Health-Care: Still Hope in Reconciliation
The health-care reform bill passed by the U.S. Senate this morning “violates the long-standing federal policy against the use of federal funds for elective abortions and health plans that include such abortions,” the U.S. Conference of Catholic Bishops maintains.
The bill violates “a policy upheld in all health programs covered by the Hyde Amendment as well as in the Children’s Health Insurance Program, the Federal Employees Health Benefits Program—and now in the House-passed ‘Affordable Health Care for America Act,’” the bishops said.
In the legislation, “federal funds will help subsidize, and in some cases a federal agency will facilitate and promote, health plans that cover elective abortions,” the bishops said in a letter to senators Dec. 22. “All purchasers of such plans will be required to pay for other people’s abortions in a very direct and explicit way, through a separate premium check payment designed solely to pay for abortion,” they noted. “There is no provision for individuals to opt out of this abortion payment in federally subsidized plans, so people will be required by law to pay for other people’s abortions.”
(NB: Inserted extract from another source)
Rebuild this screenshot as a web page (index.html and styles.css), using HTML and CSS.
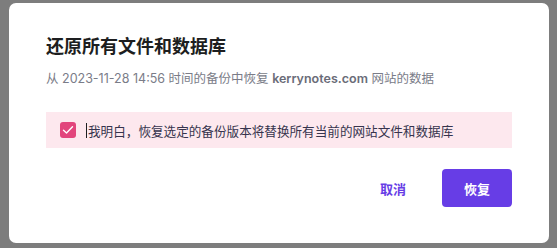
FILE: index.html
```html
<!DOCTYPE html>
<html lang="zh-CN">
<head>
    <meta charset="UTF-8">
    <meta name="viewport" content="width=device-width, initial-scale=1.0">
    <title>还原所有文件和数据库</title>
    <link rel="stylesheet" href="styles.css">
</head>
<body>
    <!-- Restore dialog -->
    <div class="modal">
        <h2 class="modal-title">还原所有文件和数据库</h2>
        <p class="modal-subtitle">从 2023-11-28 14:56 时间的备份中恢复 <b>kerrynotes.com</b> 网站的数据</p>

        <label class="confirm-box">
            <span class="checkbox">
                <svg width="12" height="10" viewBox="0 0 12 10"><path d="M1.5 5.2 4.5 8 10.5 1.8" fill="none" stroke="#ffffff" stroke-width="1.4" stroke-linecap="round" stroke-linejoin="round"/></svg>
            </span>
            <span class="confirm-text"><span class="caret"></span>我明白，恢复选定的备份版本将替换所有当前的网站文件和数据库</span>
        </label>

        <div class="modal-actions">
            <button class="btn-text">取消</button>
            <button class="btn-primary">恢复</button>
        </div>
    </div>
</body>
</html>
```

FILE: styles.css
```css
body {
    margin: 0;
    background: #7d7d7d;
    font-family: Inter, "Noto Sans CJK SC", sans-serif;
}

.modal {
    box-sizing: border-box;
    width: 540px;
    height: 240px;
    margin: 3px 0 0 9px;
    padding: 32px 37px 0 37px;
    background: #ffffff;
    border-radius: 7px;
}

.modal-title {
    margin: 0;
    font-size: 18px;
    line-height: 24px;
    font-weight: 700;
    color: #1d1e20;
}

.modal-subtitle {
    margin: 10px 0 0 0;
    font-size: 12.5px;
    line-height: 20px;
    color: #7a7c88;
}

.modal-subtitle b {
    font-weight: 600;
    color: #6a6c78;
}

.confirm-box {
    display: flex;
    align-items: center;
    gap: 10px;
    height: 36px;
    margin-top: 23px;
    padding: 0 14px;
    background: #fde8ee;
}

.checkbox {
    display: flex;
    align-items: center;
    justify-content: center;
    width: 16px;
    height: 16px;
    border-radius: 3px;
    background: #e2457c;
}

.confirm-text {
    display: flex;
    align-items: center;
    font-size: 12.6px;
    color: #36344d;
}

.caret {
    width: 1px;
    height: 15px;
    margin-right: 1px;
    background: #1d1e20;
}

.modal-actions {
    display: flex;
    justify-content: flex-end;
    align-items: center;
    gap: 24px;
    margin-top: 21px;
}

.btn-text,
.btn-primary {
    font-family: inherit;
    font-size: 13px;
    font-weight: 700;
    border: none;
    cursor: pointer;
}

.btn-text {
    padding: 0 12px;
    height: 38px;
    background: none;
    color: #673de6;
}

.btn-primary {
    width: 70px;
    height: 38px;
    border-radius: 4px;
    background: #673de6;
    color: #ffffff;
}
```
But although the bill passed by a 60-39 vote, the process is not over, and there is still a chance lawmakers may listen to the concerns of the bishops, of Catholics and of pro-life Americans.
A Quinnipiac University survey Dec. 22 showed that 72% of Americans oppose public funding of abortion in health-care reform.
The bishops’ letter to senators also noted the bill’s lack of conscience protections for Catholic hospitals and conscientious objectors in the medical field. The bill, they said, “continues to fall short of the House-passed bill in preventing governmental discrimination against health-care providers that decline involvement in abortion.” It also “includes no conscience protection allowing Catholic and other institutions to provide and purchase health coverage consistent with their moral and religious convictions on other procedures.”
Now that the Senate has passed its version—in a vote this morning at 7:15—the bill will go into a process to reconcile it with the House version. The bishops said in their letter that the House version “keeps in place the long standing and widely supported federal policy against government funding of elective abortions and plans that include elective abortions” and “ensures that where federal funds are involved, people are not required to pay for other people’s abortions.”
“Regardless of the outcome in the Senate, we will work vigorously to incorporate into the final legislation our priorities for upholding abortion and conscience rights and long-standing current prohibitions on abortion funding,” they conclude. “We hope and pray that the Congress and the country will come together around genuine reform.”